You started talking about prioritization ;)

> and ought to be fixed IMHO. Arguably missing lock acquisition can be detected
> more easily due to lockdep assertions and using lockdep, than missing _ONCE
> annotations. The latter has no way of being detected at runtime easily and
> can be causing failures in mysterious ways.
>
> I think you can divide the problem up.. One set of bugs that are because of
> codegen changes and data races and are "important" for that reason. Another
> one that is less clear whether they are important or not -- until you have a
> better way of providing a signal for categorizing those.
>
> Did I miss something?

We have:
1. missed annotation with changing codegen.
2. missed annotation with non-changing codegen.
3. missed mutex with changing codegen.
4. missed mutex with non-changing codegen.

One can arguably say that 2 is less important than 1. But then both 3
and 4 are not low priority under any circumstances.

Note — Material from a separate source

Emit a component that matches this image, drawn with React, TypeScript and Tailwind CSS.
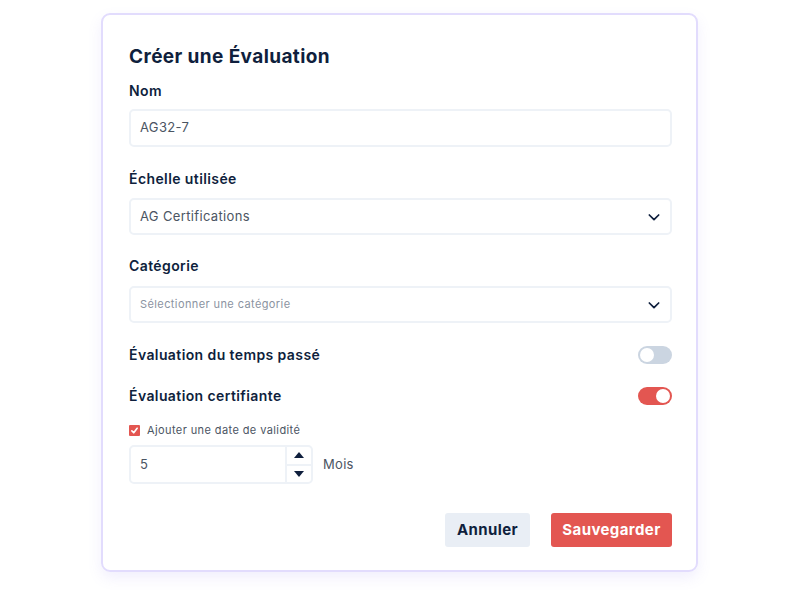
import { useState } from 'react';

function Chevron() {
  return (
    <svg width="16" height="16" viewBox="0 0 24 24" fill="none" stroke="#0f1f3d" strokeWidth="2.6" strokeLinecap="round" strokeLinejoin="round">
      <path d="M5 9l7 7 7-7" />
    </svg>
  );
}

function Toggle({ on }: { on: boolean }) {
  return (
    <div className={`w-[34px] h-[18px] rounded-full p-[2px] flex items-center ${on ? 'bg-[#e35651] justify-end' : 'bg-[#cbd5e1] justify-start'}`}>
      <div className="w-[14px] h-[14px] rounded-full bg-white" />
    </div>
  );
}

export default function App() {
  const [months] = useState('5');

  return (
    <div className="w-[801px] h-[601px] bg-white pl-[101px] pt-[13px]" style={{ fontFamily: 'Inter, "Noto Sans", sans-serif' }}>
      <div className="w-[597px] h-[559px] border-2 border-[#e2dcfd] rounded-[9px] shadow-[0_6px_14px_rgba(139,120,240,0.12)] pl-[26px] pr-[24px] pt-[30px] flex flex-col">
        <h1 className="text-[19px] font-bold text-[#0f1f3d] leading-[24px] tracking-[0.4px]">Créer une Évaluation</h1>

        {/* Nom */}
        <label className="mt-[12px] text-[14px] font-semibold text-[#0f1f3d] leading-[20px] tracking-[0.4px]">Nom</label>
        <div className="mt-[8px] h-[38px] border-2 border-[#eef2f7] rounded-[5px] flex items-center px-[9px] text-[13px] text-[#4b5563] tracking-[0.35px]">
          AG32-7
        </div>

        {/* Echelle */}
        <label className="mt-[22px] text-[14px] font-semibold text-[#0f1f3d] leading-[20px] tracking-[0.4px]">Échelle utilisée</label>
        <div className="mt-[9px] h-[37px] border-2 border-[#eef2f7] rounded-[5px] flex items-center justify-between pl-[9px] pr-[8px] text-[13px] text-[#4b5563] tracking-[0.35px]">
          <span>AG Certifications</span>
          <Chevron />
        </div>

        {/* Catégorie */}
        <label className="mt-[21px] text-[14px] font-semibold text-[#0f1f3d] leading-[20px] tracking-[0.4px]">Catégorie</label>
        <div className="mt-[10px] h-[37px] border-2 border-[#eef2f7] rounded-[5px] flex items-center justify-between pl-[9px] pr-[8px] text-[11px] text-[#8b93a1] tracking-[0.4px]">
          <span>Sélectionner une catégorie</span>
          <Chevron />
        </div>

        {/* Toggles */}
        <div className="mt-[22px] flex items-center justify-between">
          <span className="text-[14px] font-semibold text-[#0f1f3d] leading-[20px] tracking-[0.4px]">Évaluation du temps passé</span>
          <Toggle on={false} />
        </div>
        <div className="mt-[21px] flex items-center justify-between">
          <span className="text-[14px] font-semibold text-[#0f1f3d] leading-[20px] tracking-[0.4px]">Évaluation certifiante</span>
          <Toggle on={true} />
        </div>

        {/* Checkbox */}
        <div className="mt-[17px] flex items-center gap-[7px]">
          <div className="w-[11px] h-[11px] bg-[#e35651] rounded-[1px] flex items-center justify-center">
            <svg width="9" height="9" viewBox="0 0 12 12" fill="none" stroke="white" strokeWidth="2.2" strokeLinecap="round" strokeLinejoin="round">
              <path d="M2.5 6.5l2.5 2.5 4.5-6" />
            </svg>
          </div>
          <span className="text-[11px] text-[#4b5563] leading-[14px] tracking-[0.4px]">Ajouter une date de validité</span>
        </div>

        {/* Number */}
        <div className="mt-[8px] flex items-center gap-[10px]">
          <div className="w-[184px] h-[39px] border-2 border-[#eef2f7] rounded-[5px] flex">
            <div className="flex-1 flex items-center px-[9px] text-[13px] text-[#4b5563]">{months}</div>
            <div className="w-[26px] border-l-2 border-[#eef2f7] flex flex-col">
              <div className="flex-1 flex items-center justify-center border-b-2 border-[#eef2f7]">
                <svg width="10" height="6" viewBox="0 0 10 6"><path d="M0 6L5 0l5 6z" fill="#0f1f3d" /></svg>
              </div>
              <div className="flex-1 flex items-center justify-center">
                <svg width="10" height="6" viewBox="0 0 10 6"><path d="M0 0l5 6 5-6z" fill="#0f1f3d" /></svg>
              </div>
            </div>
          </div>
          <span className="text-[13px] text-[#4b5563] tracking-[0.3px]">Mois</span>
        </div>

        {/* Actions */}
        <div className="mt-[29px] flex justify-end gap-[21px]">
          <button className="w-[85px] h-[34px] rounded-[3px] bg-[#e9eef5] text-[15px] font-bold text-[#0f1f3d] tracking-[0.4px]">Annuler</button>
          <button className="w-[121px] h-[34px] rounded-[3px] bg-[#e35651] text-[15px] font-bold text-white tracking-[0.4px]">Sauvegarder</button>
        </div>
      </div>
    </div>
  );
}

And we don't have
any means to distinguish 1/2 from 3/4.
In this situation I don't see how "changing codegen" vs "non-changing
codegen" gives us any useful signal.

Assuming we have some signal for lower priority, the only useful way
of using this signal that I see is throwing lower priority bugs away
automatically for now (not reporting on syzbot). Because if we do
report all bugs and humans need to look at all of them anyway, this
signal is not too useful. If am already spending time on a report, I
can as well quickly prioritize it much more precisely than any
automatic scheme.

If we are not reporting lower priority bugs, we cannot offer to
classify "missed mutexes" as lower priority.